GIVEN INSTRUCTION - Pictures aside, quote the whole listing exactly.

COLLECTED DATA -

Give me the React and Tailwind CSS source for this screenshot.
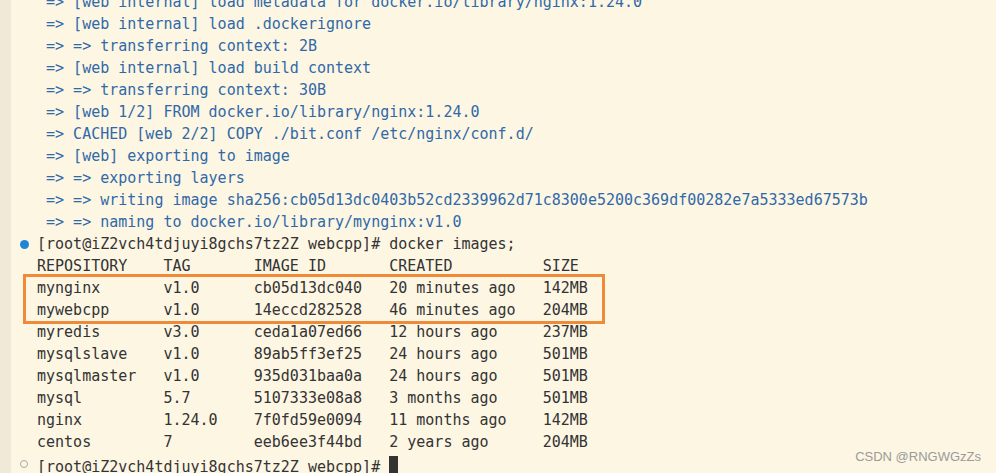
const buildLines = [
  " => [web internal] load metadata for docker.io/library/nginx:1.24.0",
  " => [web internal] load .dockerignore",
  " => => transferring context: 2B",
  " => [web internal] load build context",
  " => => transferring context: 30B",
  " => [web 1/2] FROM docker.io/library/nginx:1.24.0",
  " => CACHED [web 2/2] COPY ./bit.conf /etc/nginx/conf.d/",
  " => [web] exporting to image",
  " => => exporting layers",
  " => => writing image sha256:cb05d13dc0403b52cd2339962d71c8300e5200c369df00282e7a5333ed67573b",
  " => => naming to docker.io/library/mynginx:v1.0",
];

const images = [
  ["REPOSITORY", "TAG", "IMAGE ID", "CREATED", "SIZE"],
  ["mynginx", "v1.0", "cb05d13dc040", "20 minutes ago", "142MB"],
  ["mywebcpp", "v1.0", "14eccd282528", "46 minutes ago", "204MB"],
  ["myredis", "v3.0", "ceda1a07ed66", "12 hours ago", "237MB"],
  ["mysqlslave", "v1.0", "89ab5ff3ef25", "24 hours ago", "501MB"],
  ["mysqlmaster", "v1.0", "935d031baa0a", "24 hours ago", "501MB"],
  ["mysql", "5.7", "5107333e08a8", "3 months ago", "501MB"],
  ["nginx", "1.24.0", "7f0fd59e0094", "11 months ago", "142MB"],
  ["centos", "7", "eeb6ee3f44bd", "2 years ago", "204MB"],
];

const widths = [14, 10, 15, 17, 0];

const formatRow = (row) =>
  row.map((cell, i) => (widths[i] ? cell.padEnd(widths[i], " ") : cell)).join("");

const Line = ({ marker, className = "", children }) => (
  <div className="flex h-[22px] items-center">
    <div className="flex w-[26px] shrink-0 items-center justify-center">
      {marker}
    </div>
    <div className={`whitespace-pre ${className}`}>{children}</div>
  </div>
);

export default function App() {
  const rows = images.map(formatRow);

  return (
    <div className="relative flex h-[473px] w-full overflow-hidden bg-[#fdf6e3]">
      {/* gutter */}
      <div className="w-[11px] shrink-0 bg-[#f1e9d7]" />

      <div
        className="-mt-[9px] flex-1 text-[15px] leading-[22px] text-[#333333]"
        style={{ fontFamily: '"DejaVu Sans Mono", "Liberation Mono", monospace' }}
      >
        {buildLines.map((line, i) => (
          <Line key={i} className="text-[#3069a8]">
            {line}
          </Line>
        ))}

        <Line marker={<span className="block h-[9px] w-[9px] rounded-full bg-[#1f86d6]" />}>
          [root@iZ2vch4tdjuyi8gchs7tz2Z webcpp]# docker images;
        </Line>

        <Line>{rows[0]}</Line>

        {/* highlighted rows */}
        <div className="relative">
          <Line>{rows[1]}</Line>
          <Line>{rows[2]}</Line>
          <span className="pointer-events-none absolute -bottom-[3px] -top-[3px] left-[12px] w-[582px] border-[3px] border-[#ef8a3b]" />
        </div>

        {rows.slice(3).map((row, i) => (
          <Line key={i}>{row}</Line>
        ))}

        <Line
          marker={
            <span className="block h-[8px] w-[8px] rounded-full border border-[#a8a8a8]" />
          }
        >
          <span>[root@iZ2vch4tdjuyi8gchs7tz2Z webcpp]# </span>
          <span className="inline-block h-[21px] w-[9px] translate-y-[5px] bg-[#333333]" />
        </Line>
      </div>

      <div
        className="absolute bottom-[7px] right-[15px] text-[13px] text-[#9a9a9a]"
        style={{ fontFamily: '"Liberation Sans", Arial, sans-serif' }}
      >
        CSDN @RNGWGzZs
      </div>
    </div>
  );
}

EXERCISE OUTPUT -
Give me the React and Tailwind CSS source for this screenshot.
const buildLines = [
  " => [web internal] load metadata for docker.io/library/nginx:1.24.0",
  " => [web internal] load .dockerignore",
  " => => transferring context: 2B",
  " => [web internal] load build context",
  " => => transferring context: 30B",
  " => [web 1/2] FROM docker.io/library/nginx:1.24.0",
  " => CACHED [web 2/2] COPY ./bit.conf /etc/nginx/conf.d/",
  " => [web] exporting to image",
  " => => exporting layers",
  " => => writing image sha256:cb05d13dc0403b52cd2339962d71c8300e5200c369df00282e7a5333ed67573b",
  " => => naming to docker.io/library/mynginx:v1.0",
];

const images = [
  ["REPOSITORY", "TAG", "IMAGE ID", "CREATED", "SIZE"],
  ["mynginx", "v1.0", "cb05d13dc040", "20 minutes ago", "142MB"],
  ["mywebcpp", "v1.0", "14eccd282528", "46 minutes ago", "204MB"],
  ["myredis", "v3.0", "ceda1a07ed66", "12 hours ago", "237MB"],
  ["mysqlslave", "v1.0", "89ab5ff3ef25", "24 hours ago", "501MB"],
  ["mysqlmaster", "v1.0", "935d031baa0a", "24 hours ago", "501MB"],
  ["mysql", "5.7", "5107333e08a8", "3 months ago", "501MB"],
  ["nginx", "1.24.0", "7f0fd59e0094", "11 months ago", "142MB"],
  ["centos", "7", "eeb6ee3f44bd", "2 years ago", "204MB"],
];

const widths = [14, 10, 15, 17, 0];

const formatRow = (row) =>
  row.map((cell, i) => (widths[i] ? cell.padEnd(widths[i], " ") : cell)).join("");

const Line = ({ marker, className = "", children }) => (
  <div className="flex h-[22px] items-center">
    <div className="flex w-[26px] shrink-0 items-center justify-center">
      {marker}
    </div>
    <div className={`whitespace-pre ${className}`}>{children}</div>
  </div>
);

export default function App() {
  const rows = images.map(formatRow);

  return (
    <div className="relative flex h-[473px] w-full overflow-hidden bg-[#fdf6e3]">
      {/* gutter */}
      <div className="w-[11px] shrink-0 bg-[#f1e9d7]" />

      <div
        className="-mt-[9px] flex-1 text-[15px] leading-[22px] text-[#333333]"
        style={{ fontFamily: '"DejaVu Sans Mono", "Liberation Mono", monospace' }}
      >
        {buildLines.map((line, i) => (
          <Line key={i} className="text-[#3069a8]">
            {line}
          </Line>
        ))}

        <Line marker={<span className="block h-[9px] w-[9px] rounded-full bg-[#1f86d6]" />}>
          [root@iZ2vch4tdjuyi8gchs7tz2Z webcpp]# docker images;
        </Line>

        <Line>{rows[0]}</Line>

        {/* highlighted rows */}
        <div className="relative">
          <Line>{rows[1]}</Line>
          <Line>{rows[2]}</Line>
          <span className="pointer-events-none absolute -bottom-[3px] -top-[3px] left-[12px] w-[582px] border-[3px] border-[#ef8a3b]" />
        </div>

        {rows.slice(3).map((row, i) => (
          <Line key={i}>{row}</Line>
        ))}

        <Line
          marker={
            <span className="block h-[8px] w-[8px] rounded-full border border-[#a8a8a8]" />
          }
        >
          <span>[root@iZ2vch4tdjuyi8gchs7tz2Z webcpp]# </span>
          <span className="inline-block h-[21px] w-[9px] translate-y-[5px] bg-[#333333]" />
        </Line>
      </div>

      <div
        className="absolute bottom-[7px] right-[15px] text-[13px] text-[#9a9a9a]"
        style={{ fontFamily: '"Liberation Sans", Arial, sans-serif' }}
      >
        CSDN @RNGWGzZs
      </div>
    </div>
  );
}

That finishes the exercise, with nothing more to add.